■ **Material**:
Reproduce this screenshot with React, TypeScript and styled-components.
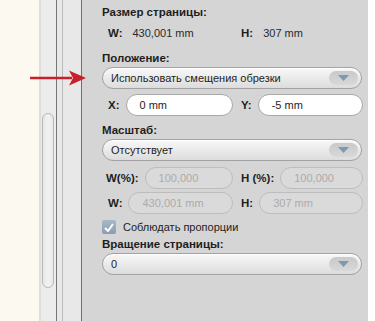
import React from 'react'
import styled, { createGlobalStyle } from 'styled-components'

const GlobalStyle = createGlobalStyle`
  html, body {
    margin: 0;
    padding: 0;
    background: #ffffff;
  }
  body {
    font-family: 'Liberation Sans', Arial, sans-serif;
  }
`

const Screen = styled.div`
  position: relative;
  width: 375px;
  height: 321px;
  display: flex;
  overflow: hidden;
  background: #ffffff;
`

const Canvas = styled.div`
  width: 39px;
  background: #fcf9f1;
`

const ScrollTrack = styled.div`
  width: 15px;
  border-left: 2px solid #dedede;
  background: #ececec;
  display: flex;
  flex-direction: column;
  padding-top: 113px;
  box-sizing: content-box;
`

const Thumb = styled.div`
  width: 12px;
  height: 175px;
  margin-left: 1px;
  border: 1px solid #b8b8b8;
  border-radius: 7px;
  box-sizing: border-box;
  background: linear-gradient(to right, #e6e6e6, #f2f2f2 50%, #e8e8e8);
`

const Divider = styled.div<{ $w: number; $line: string }>`
  width: ${p => p.$w}px;
  border-left: 1px solid ${p => p.$line};
  background: #e8e8e8;
`

const Panel = styled.div`
  width: 287px;
  background: #d5d5d5;
  border-left: 1px solid #6e6e6e;
  padding: 5px 6px 0 20px;
  box-sizing: border-box;
  display: flex;
  flex-direction: column;
  color: #1e1e1e;
  font-size: 11px;
`

const SectionTitle = styled.div<{ $top?: number }>`
  font-weight: 700;
  font-size: 11.5px;
  line-height: 15px;
  margin-top: ${p => p.$top ?? 0}px;
  margin-bottom: 1px;
`

const Grid = styled.div<{ $top?: number }>`
  display: grid;
  grid-template-columns: 131px 122px;
  column-gap: 8px;
  margin-top: ${p => p.$top ?? 0}px;
`

const Field = styled.div<{ $indent?: number }>`
  display: flex;
  align-items: center;
  height: 22px;
  padding-left: ${p => p.$indent ?? 0}px;
  gap: 6px;
`

const Label = styled.span`
  font-weight: 700;
  font-size: 11.5px;
  white-space: nowrap;
`

const Value = styled.span`
  color: #2a2a2a;
  margin-left: 4px;
`

const Input = styled.div<{ $disabled?: boolean }>`
  flex: 1;
  height: 22px;
  box-sizing: border-box;
  border-radius: 11px;
  border: 1px solid ${p => (p.$disabled ? '#bdbdbd' : '#a9a9a9')};
  background: ${p => (p.$disabled ? '#dadada' : '#ffffff')};
  color: ${p => (p.$disabled ? '#ababab' : '#1e1e1e')};
  padding-left: 13px;
  display: flex;
  align-items: center;
`

const Select = styled.div`
  height: 22px;
  box-sizing: border-box;
  border-radius: 11px;
  border: 1px solid #a2a2a2;
  background: linear-gradient(to bottom, #f8f8f8, #e9e9e9 55%, #dcdcdc);
  box-shadow: inset 0 1px 0 #ffffff;
  display: flex;
  align-items: center;
  justify-content: space-between;
  padding: 0 3px 0 8px;
`

const SelectButton = styled.div`
  width: 29px;
  height: 14px;
  border-radius: 7px;
  background: linear-gradient(to bottom, #c9c9c9, #d8d8d8);
  display: flex;
  align-items: center;
  justify-content: center;
`

const Check = styled.div`
  display: flex;
  align-items: center;
  gap: 7px;
  height: 16px;
  margin-top: 5px;
`

const Box = styled.div`
  width: 14px;
  height: 14px;
  border-radius: 2px;
  background: linear-gradient(to bottom, #a9b8c7, #8a9db0);
  display: flex;
  align-items: center;
  justify-content: center;
`

const Pointer = styled.svg`
  position: absolute;
  left: 28px;
  top: 70px;
`

const Arrow = () => (
  <SelectButton>
    <svg width="11" height="6" viewBox="0 0 11 6">
      <path d="M0 0 H11 L5.5 6 Z" fill="#7d98b1" />
    </svg>
  </SelectButton>
)

const Dropdown: React.FC<{ value: string }> = ({ value }) => (
  <Select>
    <span>{value}</span>
    <Arrow />
  </Select>
)

export default function App() {
  return (
    <>
      <GlobalStyle />
      <Screen>
        <Canvas />
        <ScrollTrack>
          <Thumb />
        </ScrollTrack>
        <Divider $w={5} $line="#767676" />
        <Divider $w={18} $line="#b9b9b9" />
        <Panel>
          <SectionTitle>Размер страницы:</SectionTitle>
          <Grid $top={1}>
            <Field $indent={6}>
              <Label>W:</Label>
              <Value>430,001 mm</Value>
            </Field>
            <Field>
              <Label>H:</Label>
              <Value>307 mm</Value>
            </Field>
          </Grid>
          <SectionTitle $top={7}>Положение:</SectionTitle>
          <Dropdown value="Использовать смещения обрезки" />
          <Grid $top={5}>
            <Field $indent={6}>
              <Label>X:</Label>
              <Input>0 mm</Input>
            </Field>
            <Field>
              <Label>Y:</Label>
              <Input>-5 mm</Input>
            </Field>
          </Grid>
          <SectionTitle $top={7}>Масштаб:</SectionTitle>
          <Dropdown value="Отсутствует" />
          <Grid $top={6}>
            <Field $indent={4}>
              <Label>W(%):</Label>
              <Input $disabled>100,000</Input>
            </Field>
            <Field>
              <Label>H (%):</Label>
              <Input $disabled>100,000</Input>
            </Field>
          </Grid>
          <Grid $top={3}>
            <Field $indent={6}>
              <Label>W:</Label>
              <Input $disabled>430,001 mm</Input>
            </Field>
            <Field>
              <Label>H:</Label>
              <Input $disabled>307 mm</Input>
            </Field>
          </Grid>
          <Check>
            <Box>
              <svg width="10" height="9" viewBox="0 0 10 9">
                <path d="M1 5 L4 8 L9 1" stroke="#ffffff" strokeWidth="2" fill="none" />
              </svg>
            </Box>
            <span>Соблюдать пропорции</span>
          </Check>
          <SectionTitle $top={2}>Вращение страницы:</SectionTitle>
          <Dropdown value="0" />
        </Panel>
        <Pointer width="60" height="18" viewBox="0 0 60 18">
          <path d="M2 8 H44" stroke="#c8202a" strokeWidth="2.4" />
          <path d="M41 0.5 L58 8 L41 15.5 L45 8 Z" fill="#c8202a" />
        </Pointer>
      </Screen>
    </>
  )
}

■ **Exercise requirements**:
Locate all lines that include the word "React" and copy them out.

■ **The solution**:
Reproduce this screenshot with React, TypeScript and styled-components.
import React from 'react'
const Dropdown: React.FC<{ value: string }> = ({ value }) => (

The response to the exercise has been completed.